• _Task_: Locate the string "that" throughout the material and copy every line in which it occurs.

━━━ Information provided ━━━

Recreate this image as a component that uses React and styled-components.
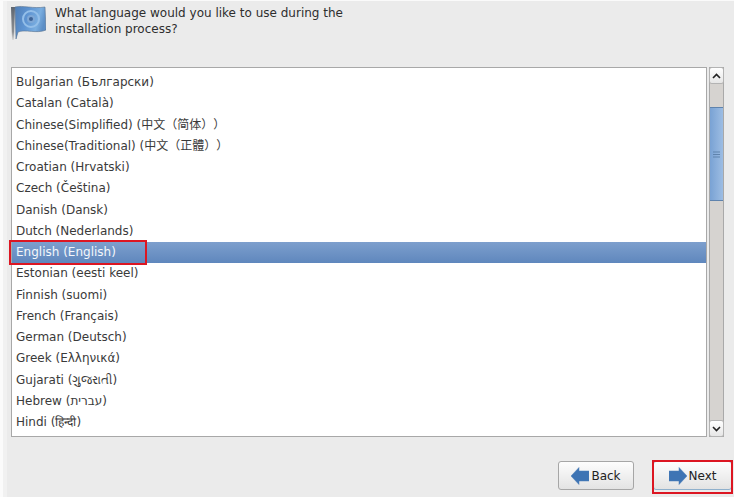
import React from "react";
import styled, { createGlobalStyle } from "styled-components";

const Global = createGlobalStyle`
  html, body { margin: 0; padding: 0; background: #ebebeb; }
  body { font-family: "DejaVu Sans", "Noto Sans CJK SC", sans-serif; text-spacing-trim: space-all; }
`;
const Page = styled.div`
  width: 734px; height: 497px; overflow: hidden; box-sizing: border-box;
  display: flex; flex-direction: column; padding: 0 2px 0 11px; color: #333;
  border-top: 1px solid #fafafa;
  background: linear-gradient(90deg, #fbfbfb 3px, #f1f1f1 3px, #f1f1f1 7px, #ebebeb 7px);
`;
const Header = styled.header`
  height: 66px; display: flex; gap: 9px; flex: none; padding-top: 4px; box-sizing: border-box;
`;
const Question = styled.h1`
  margin: 0; width: 300px; font-size: 12px; font-weight: 400; line-height: 16px; color: #2e2e2e;
`;
const Middle = styled.div`
  display: flex; gap: 2px; height: 370px; flex: none; margin-right: 8px;
`;
const ListBox = styled.ul`
  position: relative; flex: 1; margin: 0; padding: 4px 0 0 0; list-style: none; background: #fff;
  border: 1px solid #a8a8a8; box-sizing: border-box;
`;
const Row = styled.li`
  height: 21.25px; line-height: 21.25px; padding-left: 4px; font-size: 12px; white-space: nowrap;
  color: ${p => (p.$selected ? "#f4f7fb" : "#3a3a3a")};
  background: ${p => (p.$selected ? "linear-gradient(#7d9fcd, #5f87bd)" : "transparent")};
`;
const RedMark = styled.span`
  position: absolute; left: -3px; top: 172px; width: 138px; height: 25px; box-sizing: border-box;
  border: 2px solid #dc1622; pointer-events: none;
`;
const Scrollbar = styled.div`
  width: 15px; display: flex; flex-direction: column; background: #d6d3d0; border: 1px solid #a9a9a9; box-sizing: border-box;
`;
const Arrow = styled.div`
  height: 15px; flex: none; background: linear-gradient(#fff, #e6e6e6); display: flex; align-items: center; justify-content: center;
  border-radius: 2px; box-shadow: 0 0 0 1px #b3b3b3;
`;
const Track = styled.div`
  flex: 1; padding-top: 24px; box-sizing: border-box;
`;
const Thumb = styled.div`
  height: 94px; box-sizing: border-box; background: linear-gradient(90deg, #79a2d4, #9dbde3);
  border-top: 1px solid #5f83ad; border-bottom: 1px solid #5f83ad;
  display: flex; align-items: center; justify-content: center;
`;
const Footer = styled.footer`
  flex: 1; display: flex; justify-content: flex-end; align-items: flex-start; gap: 19px; padding-top: 24px;
`;
const Button = styled.button`
  position: relative; height: 29px; width: ${p => p.$w}px; padding: 0; display: flex; align-items: center; justify-content: center; gap: ${p => p.$gap}px;
  font: 12px "DejaVu Sans", sans-serif; color: #222; border-radius: 3px;
  border: 1px solid ${p => (p.$focus ? "#8fb0cc" : "#a6a6a6")}; background: linear-gradient(#fdfdfd, #e3e3e3);
`;
const NextMark = styled.span`
  position: absolute; inset: -2px -2px -5px -2px; border: 2px solid #dc1622; pointer-events: none;
`;

const languages = [
  "Bulgarian (Български)", "Catalan (Català)", "Chinese(Simplified) (中文（简体））", "Chinese(Traditional) (中文（正體））",
  "Croatian (Hrvatski)", "Czech (Čeština)", "Danish (Dansk)", "Dutch (Nederlands)", "English (English)",
  "Estonian (eesti keel)", "Finnish (suomi)", "French (Français)", "German (Deutsch)", "Greek (Ελληνικά)",
  "Gujarati (ગુજરાતી)", "Hebrew (עברית)", "Hindi (हिन्दी)",
];

const Flag = () => (
  <svg width="35" height="36" viewBox="0 0 35 36">
    <defs>
      <linearGradient id="f" x1="0" x2="1" y1="0" y2="0.3">
        <stop offset="0" stopColor="#4f7db5" /><stop offset="0.45" stopColor="#5e94d2" /><stop offset="0.8" stopColor="#7aaee0" /><stop offset="1" stopColor="#5c8ec6" />
      </linearGradient>
      <linearGradient id="p" x1="0" x2="0" y1="0" y2="1">
        <stop offset="0" stopColor="#5f6670" /><stop offset="0.75" stopColor="#8d8f92" /><stop offset="1" stopColor="#dcdcdc" />
      </linearGradient>
    </defs>
    <path d="M0 2 L4 2 L3 35 L1 35 Z" fill="url(#p)" />
    <path d="M4 2 C12 0 22 4 34 2 L35 25 C26 29 14 24 7 27 L5 34 Z" fill="url(#f)" stroke="#56708f" strokeWidth="0.6" />
    <circle cx="20" cy="14" r="8" fill="none" stroke="#94bfe9" strokeWidth="2" />
    <circle cx="20" cy="14" r="4" fill="#7fa8d6" />
    <circle cx="20" cy="14" r="2" fill="#3e6498" />
  </svg>
);
const BackIcon = () => (
  <svg width="18" height="18" viewBox="0 0 18 18"><path d="M0 9 L8 0.5 V4 H18 V14 H8 V17.5 Z" fill="#3e74b4" stroke="#4a7fb9" strokeWidth="0.5" /></svg>
);
const NextIcon = () => (
  <svg width="18" height="18" viewBox="0 0 18 18"><path d="M18 9 L10 0.5 V4 H0 V14 H10 V17.5 Z" fill="#3e74b4" stroke="#4a7fb9" strokeWidth="0.5" /></svg>
);
const Chev = ({ up }) => (
  <svg width="9" height="6" viewBox="0 0 9 6"><path d={up ? "M1 5 L4.5 1.5 L8 5" : "M1 1 L4.5 4.5 L8 1"} fill="none" stroke="#222" strokeWidth="1.6" /></svg>
);
const Grip = () => (
  <svg width="7" height="7" viewBox="0 0 7 7"><path d="M0 1H7M0 3.5H7M0 6H7" stroke="#5f83ad" /></svg>
);

export default function App() {
  return (
    <Page>
      <Global />
      <Header>
        <Flag />
        <Question>What language would you like to use during the installation process?</Question>
      </Header>
      <Middle>
        <ListBox>
          {languages.map(l => <Row key={l} $selected={l.startsWith("English")}>{l}</Row>)}
          <RedMark />
        </ListBox>
        <Scrollbar>
          <Arrow><Chev up /></Arrow>
          <Track><Thumb><Grip /></Thumb></Track>
          <Arrow><Chev /></Arrow>
        </Scrollbar>
      </Middle>
      <Footer>
        <Button $w={76} $gap={2}><BackIcon />Back</Button>
        <Button $w={79} $gap={2} $focus><NextIcon />Next<NextMark /></Button>
      </Footer>
    </Page>
  );
}
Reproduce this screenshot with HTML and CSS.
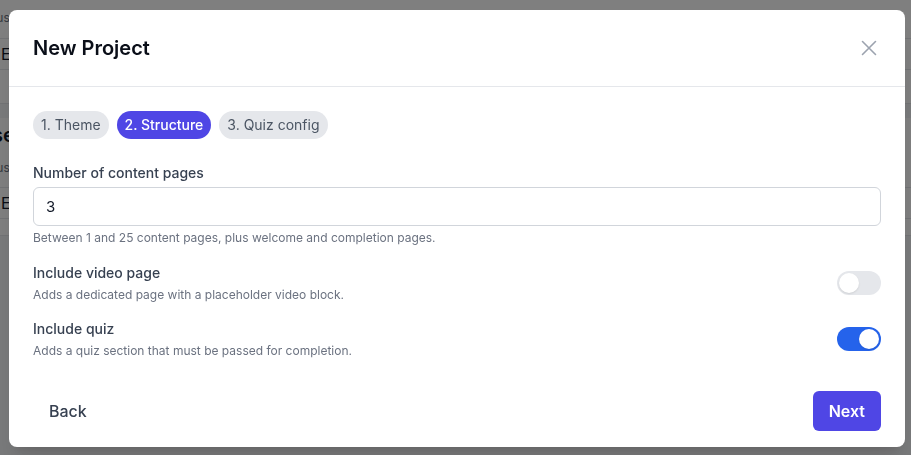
FILE: index.html
```html
<!DOCTYPE html>
<html lang="en">
<head>
<meta charset="utf-8">
<title>New Project</title>
<link rel="stylesheet" href="styles.css">
</head>
<body>
<div class="page">
  <section class="bg-card bg-card-top">
    <div class="bg-row bg-head"><span class="bg-small">Status</span></div>
    <div class="bg-row"><span class="bg-cell">Edit</span></div>
    <div class="bg-row bg-row-empty"></div>
  </section>
  <section class="bg-card bg-card-second">
    <h2 class="bg-title">Courses</h2>
    <div class="bg-row bg-head2"><span class="bg-small">Status</span></div>
    <div class="bg-row"><span class="bg-cell">Edit</span></div>
    <div class="bg-row bg-row-short"></div>
  </section>
</div>

<div class="overlay">
  <div class="modal" role="dialog" aria-labelledby="modal-title">
    <header class="modal-header">
      <h1 id="modal-title" class="modal-title">New Project</h1>
      <button class="close-btn" aria-label="Close">
        <svg width="16" height="16" viewBox="0 0 16 16" fill="none" stroke="currentColor" stroke-width="1.6" stroke-linecap="round">
          <path d="M1.5 1.5 14.5 14.5M14.5 1.5 1.5 14.5"/>
        </svg>
      </button>
    </header>

    <div class="modal-body">
      <nav class="steps">
        <span class="step">1. Theme</span>
        <span class="step step-active">2. Structure</span>
        <span class="step">3. Quiz config</span>
      </nav>

      <div class="field">
        <label class="label" for="pages">Number of content pages</label>
        <input id="pages" class="input" type="text" value="3">
        <p class="help">Between 1 and 25 content pages, plus welcome and completion pages.</p>
      </div>

      <div class="toggle-row">
        <div class="toggle-text">
          <div class="label">Include video page</div>
          <p class="desc">Adds a dedicated page with a placeholder video block.</p>
        </div>
        <span class="switch"><span class="knob"></span></span>
      </div>

      <div class="toggle-row">
        <div class="toggle-text">
          <div class="label">Include quiz</div>
          <p class="desc">Adds a quiz section that must be passed for completion.</p>
        </div>
        <span class="switch switch-on"><span class="knob"></span></span>
      </div>
    </div>

    <footer class="modal-footer">
      <button class="btn btn-ghost">Back</button>
      <button class="btn btn-primary">Next</button>
    </footer>
  </div>
</div>
</body>
</html>
```

FILE: styles.css
```css
* { box-sizing: border-box; }

html, body {
  margin: 0;
  padding: 0;
  height: 100%;
}

body {
  font-family: Inter, "Noto Sans", "Liberation Sans", sans-serif;
  background: #f3f4f6;
  color: #111827;
  overflow: hidden;
}

/* ---------- background page (under overlay) ---------- */
.page {
  height: 100vh;
  display: flex;
  flex-direction: column;
}

.bg-card {
  background: #ffffff;
}

.bg-card-top {
  margin-top: -10px;
}

.bg-card-second {
  margin-top: 14px;
  padding-top: 4px;
}

.bg-row {
  border-bottom: 1px solid #e5e7eb;
  display: flex;
  align-items: center;
  height: 31px;
}

.bg-head {
  height: 49px;
  align-items: flex-start;
  padding-top: 20px;
}

.bg-head2 {
  height: 40px;
}

.bg-row > span {
  margin-left: -26px;
}

.bg-row-empty { height: 34px; }
.bg-row-short { height: 17px; }

.bg-small {
  font-size: 12px;
  color: #6b7280;
}

.bg-row > .bg-cell {
  font-size: 16px;
  color: #111827;
  margin-left: 1px;
}

.bg-title {
  margin: 0 0 0 -55px;
  font-size: 20px;
  font-weight: 600;
  height: 26px;
  line-height: 26px;
}

/* ---------- overlay & modal ---------- */
.overlay {
  position: fixed;
  inset: 0;
  background: rgba(0, 0, 0, 0.5);
  padding: 10px 0 0 9px;
}

.modal {
  width: 896px;
  background: #ffffff;
  border-radius: 8px;
  box-shadow: 0 20px 25px -5px rgba(0,0,0,0.1), 0 8px 10px -6px rgba(0,0,0,0.1);
  display: flex;
  flex-direction: column;
}

.modal-header {
  display: flex;
  align-items: center;
  justify-content: space-between;
  padding: 24px;
  border-bottom: 1px solid #e5e7eb;
}

.modal-title {
  margin: 0;
  font-size: 20px;
  line-height: 28px;
  font-weight: 600;
  color: #0b0f19;
}

.close-btn {
  border: 0;
  background: transparent;
  color: #9ca3af;
  padding: 0;
  width: 16px;
  height: 16px;
  margin-right: 4px;
  display: flex;
  cursor: pointer;
}

.modal-body {
  padding: 24px 24px 15px;
  display: flex;
  flex-direction: column;
}

.steps {
  display: flex;
  gap: 8px;
  margin-bottom: 24px;
}

.step {
  display: inline-block;
  height: 28px;
  line-height: 28px;
  padding: 0 8px;
  border-radius: 9999px;
  background: #e5e7eb;
  color: #4b5563;
  font-size: 14px;
  font-weight: 400;
}

.step-active {
  background: #4f46e5;
  color: #ffffff;
  font-weight: 500;
}

.field {
  display: flex;
  flex-direction: column;
  margin-bottom: 17px;
}

.label {
  font-size: 14px;
  line-height: 20px;
  font-weight: 500;
  color: #374151;
}

.field .label {
  margin-bottom: 4px;
}

.input {
  height: 39px;
  border: 1px solid #d1d5db;
  border-radius: 6px;
  padding: 0 12px;
  font-family: inherit;
  font-size: 15px;
  color: #111827;
  outline: none;
}

.help, .desc {
  margin: 4px 0 0;
  font-size: 12px;
  line-height: 16px;
  color: #6b7280;
}

.toggle-row {
  display: flex;
  align-items: center;
  justify-content: space-between;
}

.toggle-row + .toggle-row {
  margin-top: 16px;
}

.switch {
  width: 44px;
  height: 24px;
  border-radius: 9999px;
  background: #e5e7eb;
  padding: 2px;
  display: flex;
  justify-content: flex-start;
}

.switch-on {
  background: #2563eb;
  justify-content: flex-end;
}

.knob {
  width: 20px;
  height: 20px;
  border-radius: 50%;
  background: #ffffff;
  box-shadow: 0 1px 2px rgba(0,0,0,0.1);
}

.modal-footer {
  display: flex;
  justify-content: space-between;
  align-items: center;
  padding: 17px 24px 16px;
}

.btn {
  height: 40px;
  padding: 0 16px;
  border: 0;
  border-radius: 6px;
  font-family: inherit;
  font-size: 16px;
  cursor: pointer;
}

.btn-ghost {
  background: transparent;
  color: #374151;
  font-weight: 500;
}

.btn-primary {
  background: #4f46e5;
  color: #ffffff;
  font-weight: 600;
}
```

━━━

• _The solution_:
Recreate this image as a component that uses React and styled-components.
          <p class="desc">Adds a quiz section that must be passed for completion.</p>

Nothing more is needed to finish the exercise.